Greg Papadopoulos | |
---|---|
Fields | High-performance computing |
Institutions | Sun Microsystems |
Alma mater |
UCSD MIT |
Doctoral advisor | Arvind (computer scientist) |
Gregory Michael Papadopoulos (born 1958) is a Greek-American engineer, executive, and venture capitalist. He is the creator and lead proponent for Redshift, a theory on whether technology markets are over or under-served by Moore's Law.

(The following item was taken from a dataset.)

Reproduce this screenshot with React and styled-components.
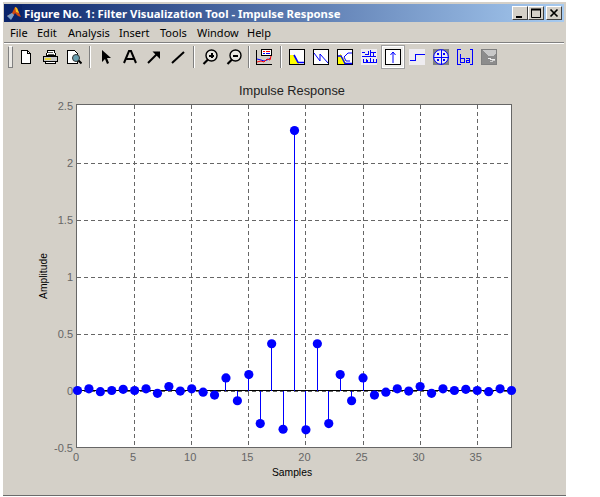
import React from 'react';
import styled, { createGlobalStyle } from 'styled-components';

const GlobalStyle = createGlobalStyle`
  html, body {
    margin: 0;
    background: #fff;
  }
`;

const MENU = [
  ['File', 27],
  ['Edit', 31],
  ['Analysis', 51],
  ['Insert', 41],
  ['Tools', 37],
  ['Window', 50],
  ['Help', 30],
];

const SAMPLES = [
  0, 0.015, -0.01, 0, 0.01, 0, 0.015, -0.025, 0.035, -0.005, 0.015, -0.015, -0.04, 0.11, -0.09,
  0.14, -0.29, 0.41, -0.34, 2.28, -0.345, 0.41, -0.29, 0.14, -0.09, 0.11, -0.04, -0.015, 0.015,
  -0.005, 0.035, -0.025, 0.015, 0, 0.01, 0, -0.01, 0.015, 0,
];

const LEFT = 77;
const RIGHT = 511;
const TOP = 105;
const BOTTOM = 447;
const sx = (n) => LEFT + (n * (RIGHT - LEFT)) / 38;
const sy = (v) => 390.5 - v * 114;

const Window = styled.div`
  width: 560px;
  height: 491px;
  margin: 2px 0 0 3px;
  padding: 2px 2px 0 1px;
  display: flex;
  flex-direction: column;
  background: #d4d0c8;
  border-bottom: 1px solid #6b6b6b;
`;

const TitleBar = styled.div`
  height: 18px;
  flex: none;
  display: flex;
  align-items: center;
  padding: 0 2px 0 2px;
  background: linear-gradient(90deg, #0a246a, #a6caf0);
`;

const Title = styled.div`
  flex: 1;
  margin-left: 2px;
  color: #fff;
  font: bold 11.3px 'Noto Sans', sans-serif;
  white-space: nowrap;
`;

const CaptionButton = styled.div`
  width: 16px;
  height: 14px;
  margin-left: ${(p) => p.$gap || 0}px;
  box-sizing: border-box;
  background: #d4d0c8;
  border: 1px solid;
  border-color: #fff #404040 #404040 #fff;
  display: flex;
  align-items: center;
  justify-content: center;
`;

const MenuBar = styled.div`
  height: 20px;
  flex: none;
  display: flex;
  align-items: center;
  padding-left: 6px;
  box-sizing: border-box;
`;

const MenuItem = styled.div`
  width: ${(p) => p.$w}px;
  font: 11px 'Noto Sans', sans-serif;
  color: #000;
`;

const Rule = styled.div`
  height: 1px;
  flex: none;
  background: #808080;
  border-bottom: 1px solid #fff;
`;

const Toolbar = styled.div`
  height: 26px;
  flex: none;
  display: flex;
  align-items: center;
  padding-left: 4px;
`;

const Grip = styled.div`
  width: 5px;
  height: 22px;
  margin-right: 1px;
  background: #eceae6;
  border: 1px solid;
  border-color: #fff #808080 #808080 #808080;
  box-sizing: border-box;
  flex: none;
`;

const ToolButton = styled.div`
  width: 24px;
  height: 24px;
  flex: none;
  display: flex;
  align-items: center;
  justify-content: center;
`;

const PressedFrame = styled.div`
  width: 24px;
  height: 24px;
  box-sizing: border-box;
  border: 2px solid #fff;
  outline: 1px solid #a0a0a0;
  outline-offset: -1px;
  background: #eeedea;
  display: flex;
  align-items: center;
  justify-content: center;
`;

const Separator = styled.div`
  width: ${(p) => p.$w || 8}px;
  height: 22px;
  flex: none;
  display: flex;
  justify-content: center;
  &::before {
    content: '';
    width: 1px;
    background: #808080;
    border-right: 1px solid #fff;
  }
`;

const PlotArea = styled.div`
  flex: 1;
  min-height: 0;
`;

const Chart = styled.svg`
  display: block;
  width: 560px;
  height: 425px;
  font-family: 'Liberation Sans', sans-serif;
`;

const Icon = ({ children }) => (
  <svg width="16" height="16" viewBox="0 0 16 16" fill="none" shapeRendering="crispEdges">
    {children}
  </svg>
);

const NewIcon = () => (
  <Icon>
    <path d="M3.5 1.5h6l3 3v10h-9z" fill="#fff" stroke="#000" />
    <path d="M9.5 1.5v3h3" stroke="#000" />
  </Icon>
);

const PrintIcon = () => (
  <Icon>
    <path d="M5.5 1.5h7l1 5h-9z" fill="#fff" stroke="#000" />
    <path d="M6 3.5h5M6 5.5h6" stroke="#555" />
    <path d="M1.5 7.5h14v5h-14z" fill="#c8c8c8" stroke="#000" />
    <path d="M3 9.5h6" stroke="#e8d840" strokeWidth="2" />
    <path d="M3.5 12.5h10v2h-10z" fill="#fff" stroke="#000" />
  </Icon>
);

const PreviewIcon = () => (
  <Icon>
    <path d="M1.5 1.5h7l3 3v10h-10z" fill="#fff" stroke="#000" />
    <circle cx="10" cy="9" r="3.5" fill="#6aa0b0" stroke="#333" shapeRendering="auto" />
    <path d="M12.5 11.5l3 3" stroke="#000" strokeWidth="2" shapeRendering="auto" />
  </Icon>
);

const PointerIcon = () => (
  <Icon>
    <path d="M4 1v12l3-3 2 5 2-1-2-5h4z" fill="#000" shapeRendering="auto" />
  </Icon>
);

const TextIcon = () => (
  <Icon>
    <path d="M2 14L7 2h2l5 12M4.5 10h7" stroke="#000" strokeWidth="2" shapeRendering="auto" />
  </Icon>
);

const ArrowIcon = () => (
  <Icon>
    <path d="M2 14L12.5 3.5" stroke="#000" strokeWidth="2" shapeRendering="auto" />
    <path d="M6.5 2.5H14V10z" fill="#000" shapeRendering="auto" />
  </Icon>
);

const LineIcon = () => (
  <Icon>
    <path d="M2 14L14 3" stroke="#000" strokeWidth="2" shapeRendering="auto" />
  </Icon>
);

const ZoomIcon = ({ plus }) => (
  <Icon>
    <g shapeRendering="auto">
      <circle cx="9.5" cy="6.5" r="5.5" fill="#e8e6e0" stroke="#000" strokeWidth="1.4" />
      <path d="M6 10.5L1.5 15" stroke="#000" strokeWidth="2.2" />
    </g>
    <path d="M7 6.5h5" stroke="#000" strokeWidth="2" />
    {plus && <path d="M9.5 4v5" stroke="#000" strokeWidth="2" />}
  </Icon>
);

const LegendIcon = () => (
  <Icon>
    <path d="M0.5 0.5v15h16" stroke="#000" />
    <path d="M5.5 0.5h10v6h-10z" fill="#fff" stroke="#000" />
    <path d="M7 2.5h2M10 2.5h4" stroke="#f00" />
    <path d="M7 4.5h2M10 4.5h4" stroke="#00f" />
    <path d="M1 10l4 1 3 1 3-1 4-2" stroke="#00f" shapeRendering="auto" />
    <path d="M1 13l4-1 3 1 3-3 3 1 1-4" stroke="#f00" shapeRendering="auto" />
  </Icon>
);

const MagnitudeIcon = () => (
  <Icon>
    <rect x="0.5" y="0.5" width="15" height="15" fill="#fff" stroke="#000" />
    <path d="M1 15V6h4l5 9z" fill="#ffff00" />
    <path d="M5 6l4 7.5h6" stroke="#00f" strokeWidth="1.6" shapeRendering="auto" />
  </Icon>
);

const PhaseIcon = () => (
  <Icon>
    <rect x="0.5" y="0.5" width="15" height="15" fill="#fff" stroke="#000" />
    <path d="M1 4l6 8V5l8 9" stroke="#00f" shapeRendering="auto" />
  </Icon>
);

const MagPhaseIcon = () => (
  <Icon>
    <rect x="0.5" y="0.5" width="15" height="15" fill="#fff" stroke="#000" />
    <path d="M1 15V7l3-2 6 10z" fill="#ffff00" />
    <path d="M1 7h3l4 7.5h7" stroke="#00f" strokeWidth="1.3" shapeRendering="auto" />
    <path d="M15 4h-4L7 8l2 4h4" stroke="#00f" shapeRendering="auto" />
  </Icon>
);

const DelayIcon = () => (
  <Icon>
    <rect width="16" height="16" fill="#eeecf0" />
    <path d="M1 7.5h14" stroke="#00f" />
    <path d="M1 3.5h3M4 5.5h3v-4M9 1v6M9 3.5h3v3M12 3.5h3" stroke="#00f" />
    <path d="M2 10v3.5h3V10M9 9v4.5H6V11M9 13.5h3V10M12 13.5h3V10" stroke="#00f" />
  </Icon>
);

const ImpulseIcon = () => (
  <Icon>
    <rect x="0.5" y="0.5" width="15" height="15" fill="#fff" stroke="#000" />
    <path d="M8 14V3M5.5 6L8 3l2.5 3" stroke="#00f" shapeRendering="auto" />
  </Icon>
);

const StepIcon = () => (
  <Icon>
    <rect width="16" height="16" fill="#eeecf0" />
    <path d="M1 11.5h5.5v-6H16" stroke="#00f" />
  </Icon>
);

const PoleZeroIcon = () => (
  <Icon>
    <rect width="16" height="16" fill="#808080" />
    <circle cx="8" cy="8" r="7.3" fill="#eeecf0" stroke="#00f" shapeRendering="auto" />
    <path d="M0.5 8h15M8 0.5v15" stroke="#00f" />
    <path d="M4 4l2 2M6 4l-2 2M10 4l2 2M12 4l-2 2M4 10l2 2M6 10l-2 2M10 10l2 2M12 10l-2 2" stroke="#00f" shapeRendering="auto" />
  </Icon>
);

const CoeffIcon = () => (
  <Icon>
    <path d="M3.5 0.5h-3v15h3M12.5 0.5h3v15h-3" stroke="#00f" />
    <path d="M3.5 5v8h3.5v-4h-3.5" stroke="#00f" />
    <path d="M9 9h3.5v4H9v-2h3.5" stroke="#00f" />
  </Icon>
);

const InfoIcon = () => (
  <Icon>
    <rect x="0.5" y="0.5" width="15" height="15" fill="#8c8c8c" stroke="#808080" />
    <path d="M1 1h14v3l-3 3H7z" fill="#c8c8c8" />
    <path d="M7 9h2v1h5" stroke="#eee" />
    <path d="M9 12h2v-1h3" stroke="#ccc" />
  </Icon>
);

const TOOLS_A = [<NewIcon />, <PrintIcon />, <PreviewIcon />];
const TOOLS_B = [<PointerIcon />, <TextIcon />, <ArrowIcon />, <LineIcon />];
const TOOLS_C = [<MagnitudeIcon />, <PhaseIcon />, <MagPhaseIcon />, <DelayIcon />];
const TOOLS_D = [<StepIcon />, <PoleZeroIcon />, <CoeffIcon />, <InfoIcon />];

const tools = (list) => list.map((icon, i) => <ToolButton key={i}>{icon}</ToolButton>);

const Plot = () => {
  const yTicks = [-0.5, 0, 0.5, 1, 1.5, 2, 2.5];
  const xTicks = [0, 5, 10, 15, 20, 25, 30, 35];
  return (
    <Chart viewBox="4 70 560 425" shapeRendering="crispEdges">
      <rect x={LEFT} y={TOP} width={RIGHT - LEFT} height={BOTTOM - TOP} fill="#fff" />
      <g stroke="#666" strokeDasharray="4 3">
        {xTicks.slice(1).map((t) => (
          <line key={t} x1={Math.round(sx(t)) + 0.5} x2={Math.round(sx(t)) + 0.5} y1={TOP} y2={BOTTOM} />
        ))}
        {yTicks.slice(1, -1).map((t) => (
          <line key={t} x1={LEFT} x2={RIGHT} y1={Math.round(sy(t)) + 0.5} y2={Math.round(sy(t)) + 0.5} />
        ))}
      </g>
      <rect x={LEFT - 0.5} y={TOP - 0.5} width={RIGHT - LEFT + 1} height={BOTTOM - TOP + 1} fill="none" stroke="#666" />
      <line x1={LEFT} x2={RIGHT} y1="390.5" y2="390.5" stroke="#000" />
      <g stroke="#0000ff">
        {SAMPLES.map((v, i) => (
          <line key={i} x1={Math.round(sx(i)) + 0.5} x2={Math.round(sx(i)) + 0.5} y1="390.5" y2={sy(v)} />
        ))}
      </g>
      <g fill="#0000ff" shapeRendering="auto">
        {SAMPLES.map((v, i) => (
          <circle key={i} cx={sx(i) + 0.5} cy={sy(v)} r="4.6" />
        ))}
      </g>
      <g shapeRendering="auto" fontSize="11" fill="#666">
        {yTicks.map((t) => (
          <text key={t} x="73" y={sy(t) + 4} textAnchor="end">{t}</text>
        ))}
        {xTicks.map((t) => (
          <text key={t} x={sx(t) - 1} y="461" textAnchor="middle">{t}</text>
        ))}
      </g>
      <g shapeRendering="auto" fill="#000">
        <text x="292" y="95" fontSize="12.8" textAnchor="middle" fill="#222">Impulse Response</text>
        <text x="292" y="476" fontSize="10.3" textAnchor="middle">Samples</text>
        <text transform="translate(47 276) rotate(-90)" fontSize="10.3" textAnchor="middle">Amplitude</text>
      </g>
    </Chart>
  );
};

const App = () => (
  <>
    <GlobalStyle />
    <Window>
      <TitleBar>
        <svg width="16" height="16" viewBox="0 0 16 16">
          <rect width="16" height="16" fill="#0a246a" />
          <path d="M1 11l5-3 3-6 2 1 4 9-3-1-3-3-3 5z" fill="#d04810" />
          <path d="M1 11l5-3 2 2-3 5z" fill="#7aa0c8" />
          <path d="M9 2l2 1 2 5-3-1z" fill="#f0c020" />
        </svg>
        <Title>Figure No. 1: Filter Visualization Tool - Impulse Response</Title>
        <CaptionButton>
          <svg width="10" height="10" viewBox="0 0 10 10"><path d="M1 8h6v2H1z" fill="#000" /></svg>
        </CaptionButton>
        <CaptionButton>
          <svg width="12" height="10" viewBox="0 0 12 10" fill="none">
            <path d="M1.5 1.5h9v8h-9z" stroke="#000" />
            <path d="M1 1.5h10" stroke="#000" strokeWidth="2" />
          </svg>
        </CaptionButton>
        <CaptionButton $gap={2}>
          <svg width="10" height="10" viewBox="0 0 10 10" fill="none">
            <path d="M1.5 1.5l7 7M8.5 1.5l-7 7" stroke="#000" strokeWidth="1.7" />
          </svg>
        </CaptionButton>
      </TitleBar>
      <MenuBar>
        {MENU.map(([label, w]) => (
          <MenuItem key={label} $w={w}>{label}</MenuItem>
        ))}
      </MenuBar>
      <Rule />
      <Toolbar>
        <Grip />
        {tools(TOOLS_A)}
        <Separator />
        {tools(TOOLS_B)}
        <Separator />
        {tools([<ZoomIcon plus />, <ZoomIcon />])}
        <Separator $w={6} />
        <ToolButton><LegendIcon /></ToolButton>
        <Separator $w={9} />
        {tools(TOOLS_C)}
        <PressedFrame><ImpulseIcon /></PressedFrame>
        {tools(TOOLS_D)}
      </Toolbar>
      <PlotArea>
        <Plot />
      </PlotArea>
    </Window>
  </>
);

export default App;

Papadopoulos achieved a B.A. in systems science from the University of California, San Diego in 1979, and was the recipient of both S.M. and Ph.D. degrees in electrical engineering and computer science from the Massachusetts Institute of Technology (MIT) in 1983 and 1988 respectively. At some time he held positions at Hewlett-Packard and Honeywell. While a graduate student, he worked at MIT spinoff PictureTel in its early days. His dissertation was on a dataflow architecture microprocessor, under advisor Professor Arvind. Along with David E. Culler, he developed a simplified approach to dataflow execution in a project named Monsoon.
Papadopoulos became assistant professor at MIT in 1988 and associate professor in May 1993, where he helped start Ergo Computing in 1988, and Exa Corporation in 1991. He was chief architect at Thinking Machines Corporation while on the MIT faculty starting in 1992. His research applied massively parallel techniques to high-performance computing.